I removed the finally part of the code and the WARN log doesn't appear anymore. From what I understand, close() is called on the Scope object when the try block is done. And from the Elastic documentation, regarding the Transaction.activate(), method:
Makes this transaction the active transaction on the current thread until Scope.close() has been called.
Now my question is. Does declaring the Transaction object as final and then calling the .activate() method on it, qualifies it as a resource to be automatically closed by the try-with-resource code block? If this is not the case, then does is the Transaction ended when close() is called on Scope Object?
Declaring the transaction local variable as final means it cannot point to anything else after being initialized, but it doesn't say anything about the internal state of the Object it points to.
More importantly, the AutoCloseable resource in this try block is the Scope object, which is closed when the block is exited, and which, when being closed, does not end the underlying transaction. The Scope's closing only means that the related transaction is deactivated on the thread. You can potentially activate and close scopes of the same transaction on multiple threads or multiple times at the same thread.
So, removing the finally block is not the right way to fix your issue. It should be restored here and you need to find where else this transaction is being ended. Note that since you activate the transaction here, it is accessible across everything that happens on that thread during your fun stuff execution, so anything can get it and end it.
Maybe you are creating a transaction where it is not needed? What framework are you using here? Isn't it covered by our builtin instrumentation?

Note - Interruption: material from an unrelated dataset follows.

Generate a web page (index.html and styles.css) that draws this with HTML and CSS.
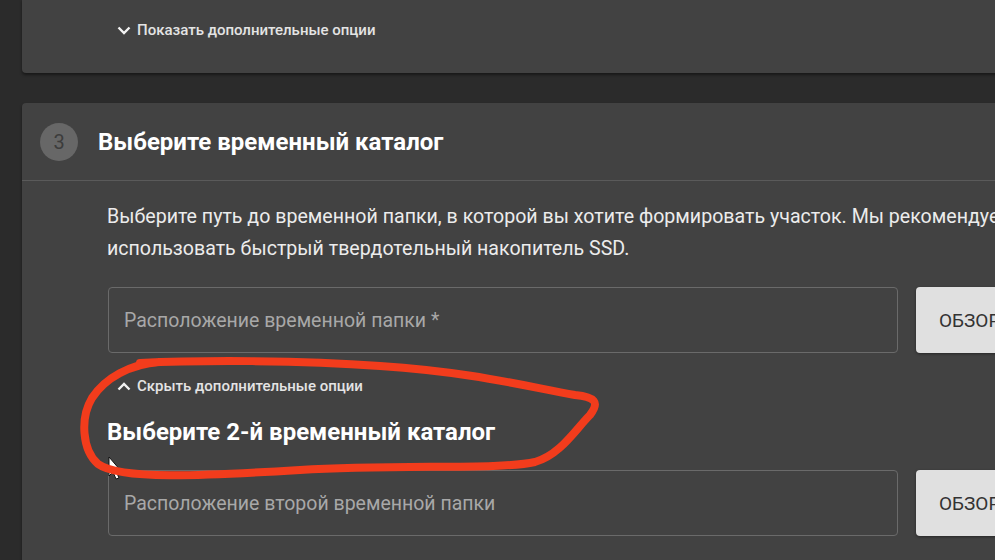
FILE: index.html
```html
<!DOCTYPE html>
<html lang="ru">
<head>
    <meta charset="UTF-8">
    <meta name="viewport" content="width=device-width, initial-scale=1.0">
    <title>Создание участка</title>
    <link rel="stylesheet" href="styles.css">
</head>
<body>

    <div class="page">
        <section class="card card-top">
            <button class="toggle">
                <svg class="chevron" viewBox="0 0 14 9"><path d="M1.5 1.5 7 7l5.5-5.5"/></svg>
                Показать дополнительные опции
            </button>
        </section>

        <section class="card step">
            <header class="step-head">
                <span class="step-num">3</span>
                <h2>Выберите временный каталог</h2>
            </header>

            <div class="step-body">
                <p class="hint">Выберите путь до временной папки, в которой вы хотите формировать участок. Мы рекомендуем использовать быстрый твердотельный накопитель SSD.</p>

                <div class="field-row">
                    <div class="field">Расположение временной папки *</div>
                    <button class="browse">Обзор</button>
                </div>

                <button class="toggle">
                    <svg class="chevron" viewBox="0 0 14 9"><path d="M1.5 7.5 7 2l5.5 5.5"/></svg>
                    Скрыть дополнительные опции
                </button>

                <h3>Выберите 2-й временный каталог</h3>

                <div class="field-row">
                    <div class="field">Расположение второй временной папки</div>
                    <button class="browse">Обзор</button>
                </div>
            </div>
        </section>
    </div>

    <!-- cursor + red marker drawn over the screenshot -->
    <svg class="annot" width="995" height="560" viewBox="0 0 995 560">
        <path class="cursor" d="M109 457 L109 476 L113 472 L116 479 L119 478 L116 471 L121 471 Z"/>
        <path class="marker" d="M160 362 C130 364 105 378 92 398 C80 418 82 450 98 464 C120 480 200 476 300 470 C400 464 500 470 535 462 C560 455 575 430 590 415 C600 402 595 397 575 395 C520 385 470 372 380 366 C300 360 200 360 140 363"/>
    </svg>

</body>
</html>
```

FILE: styles.css
```css
body {
    margin: 0;
    background-color: #2b2b2b;
    font-family: Roboto, "Noto Sans", sans-serif;
    color: #fff;
    overflow: hidden;
    height: 560px;
    position: relative;
}
.page {
    width: 1200px;
    padding-left: 22px;
    border-left: 18px solid #2e2e2e;
    margin-left: -18px;
}
.card {
    background-color: #424242;
    border-radius: 4px;
    box-shadow: 0 2px 3px rgba(0, 0, 0, 0.45);
}
.card-top {
    height: 74px;
    border-top-left-radius: 0;
    padding: 22px 0 0 95px;
    box-sizing: border-box;
    margin-top: -1px;
}
.toggle {
    display: flex;
    align-items: center;
    gap: 6px;
    height: 18px;
    background: none;
    border: 0;
    padding: 0;
    color: #e4e4e4;
    font-family: Roboto, sans-serif;
    font-size: 15px;
    line-height: 18px;
    font-weight: 500;
    cursor: pointer;
}
.chevron {
    width: 14px;
    height: 9px;
    fill: none;
    stroke: #f2f2f2;
    stroke-width: 2.4;
}
.step {
    margin-top: 30px;
}
.step-head {
    height: 77px;
    display: flex;
    align-items: center;
    padding-left: 18px;
    border-bottom: 1px solid #5a5a5a;
}
.step-num {
    width: 38px;
    height: 38px;
    border-radius: 50%;
    background-color: #676767;
    color: #3c3c3c;
    font-size: 20px;
    display: flex;
    align-items: center;
    justify-content: center;
    margin-right: 20px;
}
.step-head h2 {
    margin: 0;
    font-size: 24px;
    line-height: 30px;
    font-weight: 700;
}
.step-body {
    padding: 20px 0 30px 85px;
}
.hint {
    margin: 0;
    width: 1030px;
    font-size: 19.6px;
    line-height: 32px;
    color: #ececec;
}
.field-row {
    display: flex;
    gap: 18px;
    margin-top: 22px;
    padding-left: 1px;
}
.field {
    width: 790px;
    height: 66px;
    box-sizing: border-box;
    border: 1px solid #6a6a6a;
    border-radius: 4px;
    padding-left: 15px;
    display: flex;
    align-items: center;
    font-size: 19.5px;
    color: #a8a8a8;
}
.browse {
    width: 120px;
    height: 66px;
    border: 0;
    border-radius: 4px;
    background-color: #e0e0e0;
    color: #333;
    font-family: Roboto, sans-serif;
    font-size: 19px;
    font-weight: 400;
    text-transform: uppercase;
    text-align: left;
    padding-left: 23px;
    box-shadow: 0 1px 3px rgba(0, 0, 0, 0.4);
}
.step-body .toggle {
    margin: 24px 0 0 10px;
}
.step-body h3 {
    margin: 22px 0 0;
    font-size: 24px;
    line-height: 30px;
    font-weight: 700;
}
.step-body h3 + .field-row {
    margin-top: 23px;
}
.annot {
    position: absolute;
    left: 0;
    top: 0;
    pointer-events: none;
}
.marker {
    fill: none;
    stroke: #f23c1c;
    stroke-width: 8;
    stroke-linecap: round;
    stroke-linejoin: round;
}
.cursor {
    fill: #fff;
    stroke: #111;
    stroke-width: 1;
}
```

I believe this might be a race condition? That same block of code appears multiple times in my class; one for each call: GET, PUT, DELETE. Maybe one call closes the transaction and then when the other tries to close it, that's when the WARN log is thrown?
The framework I am using here is JAX-RS.
I am not 100% sure of what the question Isn't it covered by our builtin instrumentation? is referring to.
Why are you manually instrumenting these methods? Did you try running your app without any manual instrumentation and the agent did not create transactions?